Data provided:
## Begin

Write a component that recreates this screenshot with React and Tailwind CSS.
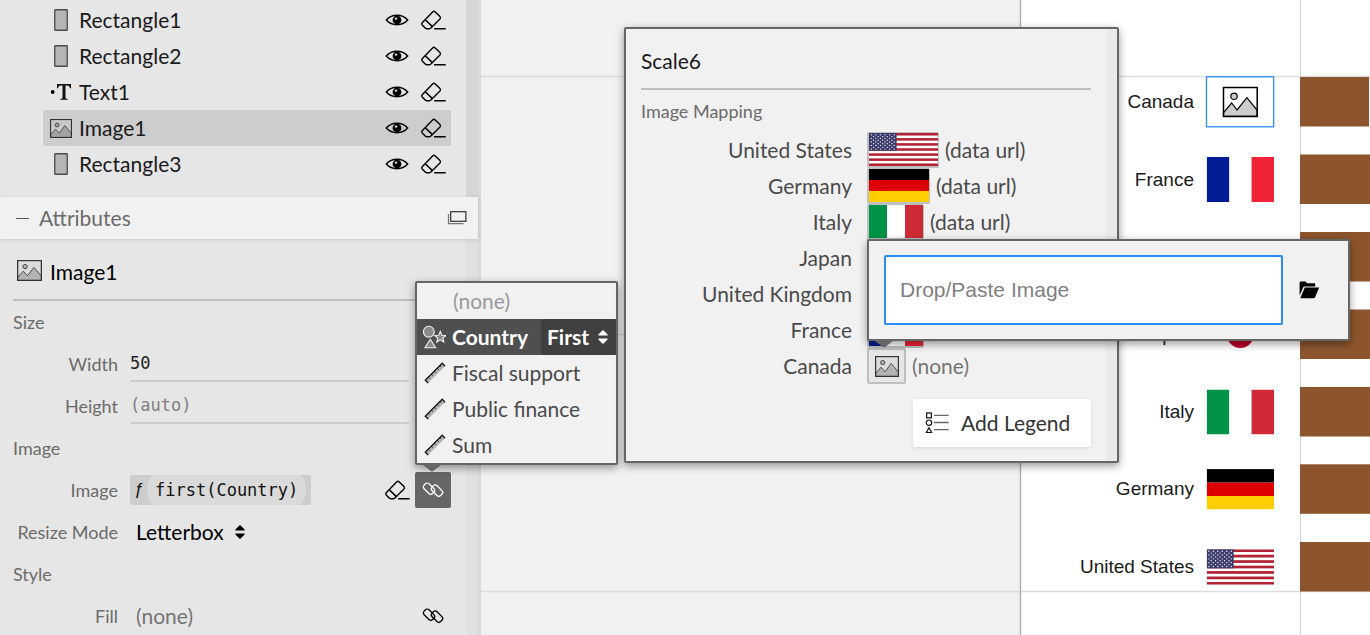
import React from "react";

/* ---------- icons ---------- */

function ImageIcon({ className, stroke = "#333", back = "#dcdcdc", fill = "#b3b3b3" }) {
  return (
    <svg viewBox="0 0 24 21" className={className} preserveAspectRatio="none" aria-hidden="true">
      <rect x="0.6" y="0.6" width="22.8" height="19.8" fill={back} />
      <path d="M0.7 17.4 6 11.2l4 4.6L16.2 7.4 23.4 16v4.4H0.7z" fill={fill} stroke={stroke} strokeWidth="0.8" />
      <circle cx="7.7" cy="6.6" r="2.1" fill={fill} stroke={stroke} strokeWidth="0.9" />
      <rect x="0.6" y="0.6" width="22.8" height="19.8" fill="none" stroke={stroke} strokeWidth="1.2" />
    </svg>
  );
}

function RectIcon() {
  return (
    <svg width="14" height="22" viewBox="0 0 14 22" aria-hidden="true">
      <rect x="0.75" y="0.75" width="12.5" height="20.5" rx="0.6" fill="#b5b5b5" stroke="#4a4a4a" strokeWidth="1.3" />
    </svg>
  );
}

function TextIcon() {
  return (
    <svg width="24" height="24" viewBox="0 0 24 24" aria-hidden="true">
      <circle cx="3.7" cy="12" r="1.9" fill="#000" />
      <path d="M8 4h14v4.2h-1.1c-.3-2-1-2.8-2.8-2.8H16.5v11.7c0 1.4.4 1.8 2.3 1.9v.8h-7.600v-.8c1.900-.1 2.300-.5 2.300-1.900V5.400h-1.600c-1.800 0-2.500.8-2.800 2.800H8z" fill="#111" />
    </svg>
  );
}

function EyeIcon() {
  return (
    <svg width="24" height="14" viewBox="0 0 24 14" aria-hidden="true">
      <path d="M1.3 7C4.500 3.500 8 2.300 12 2.300s7.500 1.200 10.700 4.700C19.500 10.500 16 11.700 12 11.700S4.500 10.500 1.300 7z" fill="none" stroke="#000" strokeWidth="1.4" />
      <circle cx="12" cy="7" r="4.4" fill="#000" />
      <circle cx="11" cy="5.600" r="1.200" fill="#e6e6e6" />
    </svg>
  );
}

function EraserIcon() {
  return (
    <svg width="26" height="24" viewBox="-1 0 26 24" fill="none" stroke="#000" strokeWidth="1.4" aria-hidden="true">
      <path d="M11.600 3.900Q12.900 2.700 14.200 3.900L19 8.600Q20 9.800 19 10.900L9.600 20.200Q9 20.700 8.200 20.700H5.600Q4.800 20.700 4.200 20.100L1.200 17.100Q0.300 15.900 1.200 14.800Z" />
      <path d="M4.500 12 11.700 18.900M13 20.700H24.700" strokeWidth="1.6" />
    </svg>
  );
}

function LinkIcon({ stroke = "#000" }) {
  return (
    <svg width="24" height="24" viewBox="0 0 24 24" fill="none" stroke={stroke} strokeWidth="1.3" aria-hidden="true">
      <rect x="2" y="7.200" width="12" height="7" rx="2.600" transform="rotate(45 8 10.700)" />
      <rect x="10" y="9.200" width="12" height="7" rx="2.600" transform="rotate(45 16 12.700)" />
    </svg>
  );
}

function WindowIcon() {
  return (
    <svg width="20" height="14" viewBox="0 0 20 14" fill="none" aria-hidden="true">
      <path d="M1.500 3v9.700H16.500" stroke="#777" strokeWidth="1.300" />
      <rect x="3.700" y="0.700" width="15.200" height="9.600" stroke="#333" strokeWidth="1.200" />
    </svg>
  );
}

function RulerIcon() {
  return (
    <svg width="22" height="22" viewBox="0 0 22 22" aria-hidden="true">
      <path d="M1.300 18.200 18.200 1.300 21 4.200 4.200 21z" fill="#b8b8b8" />
      <path d="M4.200 21 1.300 18.200 18.200 1.300 21 4.200" fill="none" stroke="#111" strokeWidth="1.300" />
      <path d="M4.300 15.200l1.500 1.500M7.300 12.200l1.500 1.500M10.300 9.200l1.500 1.500M13.300 6.200l1.500 1.500M16 3.500l1.500 1.500" stroke="#111" strokeWidth="0.900" />
    </svg>
  );
}

function CategoryIcon() {
  return (
    <svg width="24" height="24" viewBox="0 0 24 24" fill="#8a8a8a" stroke="#f1f1f1" strokeWidth="1.100" aria-hidden="true">
      <circle cx="6.800" cy="6.700" r="5.400" />
      <path d="M8.300 14.200 13.600 22.700H3z" />
      <path d="M18.300 6.500l1.600 3.700 4 .3-3 2.600.9 3.900-3.500-2.100-3.500 2.100.9-3.900-3-2.600 4-.3z" />
    </svg>
  );
}

function CaretIcon({ fill = "#000" }) {
  return (
    <svg width="10" height="14" viewBox="0 0 10 14" fill={fill} aria-hidden="true">
      <path d="M5 0 9.600 4.600V5.400H.4V4.600zM5 14 .4 9.400V8.600H9.600V9.400z" />
    </svg>
  );
}

function FolderIcon() {
  return (
    <svg width="21" height="18" viewBox="0 0 21 18" aria-hidden="true">
      <path d="M.6 1.300Q.7.500 1.500.500H6.200Q7 .500 7.300 1.200L7.800 2.300H15.200Q16.200 2.300 16.200 3.300V5.400H5.600Q4.700 5.400 4.300 6.200L.6 14.600z" />
      <path d="M5.800 6.600H20.200L16 16.500Q15.700 17.200 14.900 17.200H1.200z" />
    </svg>
  );
}

function LegendIcon() {
  return (
    <svg width="24" height="22" viewBox="0 0 24 22" fill="none" aria-hidden="true">
      <path d="M9 3.300H23.700M9 10.500H23.700M9 17.600H23.700" stroke="#666" strokeWidth="1.300" />
      <rect x="1.600" y="1" width="4.800" height="4.800" stroke="#111" strokeWidth="1.200" />
      <circle cx="4" cy="10.700" r="2.700" stroke="#111" strokeWidth="1.200" />
      <path d="M4 15.800 6.600 20.500H1.400z" stroke="#111" strokeWidth="1.200" />
    </svg>
  );
}

function PopupArrow({ className }) {
  return (
    <svg width="18" height="7" viewBox="0 0 18 7" className={className} aria-hidden="true">
      <path d="M0 0H18L9.500 6.500H8.500z" fill="#666" />
    </svg>
  );
}

/* ---------- flags ---------- */

const STRIPES = [0, 2, 4, 6, 8, 10, 12];
const STARS = [];
for (let r = 0; r < 9; r++) {
  const n = r % 2 === 0 ? 6 : 5;
  for (let c = 0; c < n; c++) STARS.push([6.300 * (r % 2 === 0 ? 1 : 2) + c * 12.600, 5.400 * (r + 1)]);
}

/* Every flag is drawn in a 100-unit-high box as wide as its own ratio. */
function FlagArt({ code }) {
  switch (code) {
    case "us":
      return (
        <>
          <rect width="190" height="100" fill="#fff" />
          {STRIPES.map((i) => (
            <rect key={i} y={(i * 100) / 13} width="190" height={100 / 13} fill="#b22234" />
          ))}
          <rect width="76" height="53.850" fill="#3c3b6e" />
          {STARS.map(([x, y]) => (
            <circle key={x + "-" + y} cx={x} cy={y} r="1.900" fill="#fff" />
          ))}
        </>
      );
    case "de":
      return (
        <>
          <rect width="166.700" height="33.400" fill="#000" />
          <rect y="33.300" width="166.700" height="33.400" fill="#d00" />
          <rect y="66.600" width="166.700" height="33.400" fill="#ffce00" />
        </>
      );
    case "it":
    case "fr":
      return (
        <>
          <rect width="150" height="100" fill="#fff" />
          <rect width="50" height="100" fill={code === "it" ? "#009246" : "#001c94"} />
          <rect x="100" width="50" height="100" fill={code === "it" ? "#ce2b37" : "#f02436"} />
        </>
      );
    case "jp":
      return (
        <>
          <rect width="150" height="100" fill="#fff" />
          <circle cx="75" cy="50" r="30" fill="#bc002d" />
        </>
      );
    default:
      return (
        <>
          <rect width="200" height="100" fill="#00247d" />
          <path d="M0 0 200 100M200 0 0 100" stroke="#fff" strokeWidth="20" />
          <path d="M0 0 200 100M200 0 0 100" stroke="#cf142b" strokeWidth="7" />
          <path d="M100 0V100M0 50H200" stroke="#fff" strokeWidth="33" />
          <path d="M100 0V100M0 50H200" stroke="#cf142b" strokeWidth="20" />
        </>
      );
  }
}

const FLAG_RATIO = { us: 190, de: 166.7, it: 150, fr: 150, jp: 150, gb: 200 };

function Flag({ code, ...rest }) {
  return (
    <svg viewBox={`0 0 ${FLAG_RATIO[code]} 100`} preserveAspectRatio="none" {...rest}>
      <FlagArt code={code} />
    </svg>
  );
}

/* ---------- left panel ---------- */

const LAYERS = [
  { name: "Rectangle1", icon: "rect" },
  { name: "Rectangle2", icon: "rect" },
  { name: "Text1", icon: "text" },
  { name: "Image1", icon: "image", selected: true },
  { name: "Rectangle3", icon: "rect" },
];

function LayerRow({ layer }) {
  return (
    <li className={`flex h-9 items-center rounded-xs pl-1.5 ${layer.selected ? "bg-[#cdcdcd]" : ""}`}>
      <span className="flex w-6 justify-center">
        {layer.icon === "rect" && <RectIcon />}
        {layer.icon === "text" && <TextIcon />}
        {layer.icon === "image" && <ImageIcon className="h-[19px] w-[22px]" back="#c8c8c8" fill="#a3a3a3" />}
      </span>
      <span className="ml-1.5 flex-1 text-[21px] text-[#1a1a1a]">{layer.name}</span>
      <button aria-label={`Show ${layer.name}`} className="flex size-9 items-center justify-center">
        <EyeIcon />
      </button>
      <button aria-label={`Remove ${layer.name}`} className="flex size-9 items-center justify-center">
        <EraserIcon />
      </button>
    </li>
  );
}

function Row({ label, htmlFor, children }) {
  return (
    <div className="flex h-[42px] items-center">
      <label htmlFor={htmlFor} className="mr-3 w-[105px] text-right text-[18px] text-[#6b6b6b]">
        {label}
      </label>
      {children}
    </div>
  );
}

function Section({ children }) {
  return <h3 className="flex h-[42px] items-center text-[18px] text-[#6b6b6b]">{children}</h3>;
}

function FieldMenu() {
  return (
    <div className="absolute bottom-[43px] left-0 z-20 w-[203px] rounded-xs border-2 border-[#666] bg-[#f1f1f1] text-[21px] text-[#4a4a4a] shadow-[0_3px_8px_rgba(0,0,0,0.4)]">
      <button className="flex h-9 w-full items-center pl-9 text-[#999]">(none)</button>
      <div className="flex h-9 items-center bg-[#4f4f4f] font-bold text-white">
        <button className="flex h-9 flex-1 items-center gap-1.5 pl-[5px]">
          <CategoryIcon />
          Country
        </button>
        <div className="grid h-9 w-[75px] items-center rounded-xs bg-[#404040] pr-2">
          <select
            aria-label="Aggregation"
            className="col-start-1 row-start-1 h-9 appearance-none bg-transparent pl-1.5 outline-none"
          >
            <option>First</option>
          </select>
          <span className="pointer-events-none col-start-1 row-start-1 justify-self-end">
            <CaretIcon fill="#fff" />
          </span>
        </div>
      </div>
      {["Fiscal support", "Public finance", "Sum"].map((t) => (
        <button key={t} className="flex h-9 w-full items-center gap-1.5 pl-[7px]">
          <RulerIcon />
          {t}
        </button>
      ))}
      <PopupArrow className="absolute top-full left-1.5 mt-0.5" />
    </div>
  );
}

function LeftPanel() {
  return (
    <aside className="relative z-10 flex w-[481px] shrink-0 flex-col border-r-[3px] border-[#d9d9d9] bg-[#e6e6e6]">
      <div className="flex shrink-0">
        <ul className="mr-[15px] ml-[43px] flex-1 pt-0.5 pb-[15px]">
          {LAYERS.map((l) => (
            <LayerRow key={l.name} layer={l} />
          ))}
        </ul>
        <div className="w-3 bg-[#d5d5d5]" />
      </div>

      <header className="relative flex h-[42px] shrink-0 items-center bg-[#f1f1f1] pr-[11px] pl-4 text-[21px] text-[#6b6b6b] shadow-[0_1px_4px_rgba(0,0,0,0.12)]">
        <span className="mr-[10px] h-px w-[13px] bg-[#555]" />
        <h2 className="flex-1">Attributes</h2>
        <button aria-label="Open in window">
          <WindowIcon />
        </button>
      </header>

      <div className="flex flex-1">
        <div className="mr-[15px] ml-[13px] flex-1">
          <div className="flex h-[62px] items-center border-b-2 border-[#bfbfbf] pt-1.5 pl-1">
            <ImageIcon className="mb-1 h-[21px] w-[25px]" />
            <span className="ml-2 text-[21px]">Image1</span>
          </div>

          <Section>Size</Section>
          <Row label="Width" htmlFor="width">
            <input
              id="width"
              defaultValue="50"
              className="mr-[42px] h-9 min-w-0 flex-1 border-b-2 border-[#ccc] bg-transparent font-['DejaVu_Sans_Mono',monospace] text-[17px] text-[#222] outline-none"
            />
          </Row>
          <Row label="Height" htmlFor="height">
            <input
              id="height"
              placeholder="(auto)"
              className="mr-[42px] h-9 min-w-0 flex-1 border-b-2 border-[#ccc] bg-transparent font-['DejaVu_Sans_Mono',monospace] text-[17px] outline-none placeholder:text-[#808080]"
            />
          </Row>

          <Section>Image</Section>
          <Row label="Image" htmlFor="expression">
            <button
              id="expression"
              className="flex h-[30px] items-center overflow-hidden rounded-xs bg-[#cdcdcd] pr-[5px] font-['DejaVu_Sans_Mono',monospace] text-[17px] text-[#111]"
            >
              <span className="w-[17px] text-center font-['Liberation_Sans',sans-serif] italic">ƒ</span>
              <span className="rounded-[8px/15px] bg-[#dadada] px-2 leading-[30px]">first(Country)</span>
            </button>
            <div className="flex-1" />
            <button aria-label="Clear image" className="flex size-9 items-center justify-center">
              <EraserIcon />
            </button>
            <div className="relative">
              <button aria-label="Bind image" className="flex size-9 items-center justify-center rounded-xs bg-[#666]">
                <LinkIcon stroke="#fff" />
              </button>
              <FieldMenu />
            </div>
          </Row>
          <Row label="Resize Mode" htmlFor="mode">
            <div className="grid w-[115px] items-center">
              <select
                id="mode"
                className="col-start-1 row-start-1 h-9 appearance-none bg-transparent pl-1.5 text-[21px] text-black outline-none"
              >
                <option>Letterbox</option>
              </select>
              <span className="pointer-events-none col-start-1 row-start-1 justify-self-end">
                <CaretIcon />
              </span>
            </div>
          </Row>

          <Section>Style</Section>
          <Row label="Fill" htmlFor="fill">
            <button id="fill" className="flex-1 pl-1.5 text-left text-[21px] text-[#757575]">
              (none)
            </button>
            <button aria-label="Bind fill" className="flex size-9 items-center justify-center">
              <LinkIcon />
            </button>
          </Row>
        </div>
        <div className="w-3 bg-[#e0e0e0]" />
      </div>
    </aside>
  );
}

/* ---------- chart canvas ---------- */

const BARS = [
  { name: "Canada", y: 77 },
  { name: "France", y: 154.5, code: "fr", h: 45 },
  { name: "United Kingdom", y: 232, code: "gb", h: 34 },
  { name: "Japan", y: 309.5, code: "jp", h: 45 },
  { name: "Italy", y: 387, code: "it", h: 45 },
  { name: "Germany", y: 464.3, code: "de", h: 40.4 },
  { name: "United States", y: 542, code: "us", h: 35.4 },
];

function Chart() {
  return (
    <svg width="889" height="635" viewBox="481 0 889 635" className="block" aria-label="Chart canvas">
      <rect x="1020" width="350" height="635" fill="#fff" />
      <path d="M481 76.500H1370M481 591.500H1370M481 334.500H1020" stroke="#dcdcdc" strokeWidth="1.500" />
      <path d="M1020.500 0V635" stroke="#adadad" strokeWidth="1.400" />
      <path d="M1300.500 0V635" stroke="#d2d2d2" strokeWidth="1" />
      {BARS.map((b) => (
        <g key={b.name}>
          <rect x="1300" y={b.y} width={b.code ? 80 : 69} height="49.500" fill="#8c552e" />
          <text
            x="1194"
            y={b.y + 31}
            textAnchor="end"
            fontSize="19"
            className="font-['Liberation_Sans',sans-serif]"
            fill="#1a1a1a"
          >
            {b.name}
          </text>
          {b.code && <Flag code={b.code} x="1206.700" y={b.y + 25 - b.h / 2} width="67.300" height={b.h} />}
        </g>
      ))}
      <rect x="1206.500" y="76.800" width="67.200" height="50" fill="#fff" stroke="#2a8cf5" strokeWidth="1.300" />
      <g transform="translate(1222.700 86.700)">
        <path d="M.8 26 9 16.300l5.300 7L24.200 11 34.500 23.600V29.700H.8z" fill="#ccc" stroke="#000" strokeWidth="1.200" />
        <circle cx="11.300" cy="9.600" r="3.200" fill="#ccc" stroke="#000" strokeWidth="1.200" />
        <rect x=".8" y=".8" width="33.700" height="29" fill="none" stroke="#000" strokeWidth="1.500" />
      </g>
    </svg>
  );
}

/* ---------- scale popup ---------- */

const MAPPING = [
  { name: "United States", code: "us", size: "w-[69px]" },
  { name: "Germany", code: "de", size: "w-[60px]" },
  { name: "Italy", code: "it", size: "w-[54px]" },
  { name: "Japan", code: "jp", size: "w-[54px]" },
  { name: "United Kingdom", code: "gb", size: "w-[72px]" },
  { name: "France", code: "fr", size: "w-[54px]" },
  { name: "Canada" },
];

function ImageDrop() {
  return (
    <div className="absolute bottom-[43px] left-0 z-30 flex w-[483px] items-center rounded-xs border-2 border-[#666] bg-[#f1f1f1] py-[14px] pr-[21px] pl-[15px] shadow-[0_3px_8px_rgba(0,0,0,0.4)]">
      <input
        aria-label="Image"
        placeholder="Drop/Paste Image"
        className="h-[70px] min-w-0 flex-1 rounded-xs border-2 border-[#2a8cf5] bg-white px-[14px] font-['Liberation_Sans',sans-serif] text-[21px] outline-none placeholder:text-[#808080]"
      />
      <button aria-label="Open file" className="ml-2 flex size-9 items-center justify-center">
        <FolderIcon />
      </button>
      <PopupArrow className="absolute top-full left-1.5 mt-0.5" />
    </div>
  );
}

function ScalePopup() {
  return (
    <div className="absolute top-[27px] left-[624px] z-20 flex w-[495px] rounded-xs border-2 border-[#666] bg-[#f1f1f1] text-[#4a4a4a] shadow-[0_3px_8px_rgba(0,0,0,0.4)]">
      <div className="mr-[15px] ml-[15px] flex-1 pb-[14px]">
        <h2 className="flex h-[61px] items-center border-b-2 border-[#bfbfbf] pt-1 text-[21px] text-[#1a1a1a]">Scale6</h2>
        <h3 className="flex h-[42px] items-center text-[18px] text-[#6b6b6b]">Image Mapping</h3>
        <ul className="text-[21px]">
          {MAPPING.map((m) => (
            <li key={m.name} className="flex h-9 items-center">
              <span className="mr-[15px] w-[211px] text-right">{m.name}</span>
              {m.code ? (
                <>
                  <button
                    aria-label={`${m.name} image`}
                    className="rounded-xs border border-b-2 border-l-2 border-[#bfbfbf]"
                  >
                    <Flag code={m.code} className={`block h-[33px] ${m.size}`} />
                  </button>
                  <span className="ml-1.5">(data url)</span>
                </>
              ) : (
                <div className="relative">
                  <div className="flex items-center">
                    <button
                      aria-label={`${m.name} image`}
                      className="flex h-9 w-[39px] items-center justify-center rounded-xs border-2 border-[#bfbfbf] bg-[#e6e6e6]"
                    >
                      <ImageIcon className="h-[21px] w-6" />
                    </button>
                    <span className="ml-1.5 text-[#757575]">(none)</span>
                  </div>
                  <ImageDrop />
                </div>
              )}
            </li>
          ))}
        </ul>
        <button className="mt-[15px] ml-auto flex h-12 w-[178px] items-center gap-3 rounded-xs bg-white pl-3 text-[21px] text-[#333] shadow-[0_1px_4px_rgba(0,0,0,0.1)]">
          <LegendIcon />
          Add Legend
        </button>
      </div>
      <div className="w-[11px] bg-[#eaeaea]" />
    </div>
  );
}

export default function App() {
  return (
    <div className="relative flex h-screen overflow-hidden bg-[#f1f1f1] font-['Lato',sans-serif] text-black">
      <LeftPanel />
      <main className="min-w-0 flex-1 overflow-hidden">
        <Chart />
      </main>
      <ScalePopup />
    </div>
  );
}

## End

Instructions for the task:
From the listing above, collect every line that mentions the word "React".

Task result:
Write a component that recreates this screenshot with React and Tailwind CSS.
import React from "react";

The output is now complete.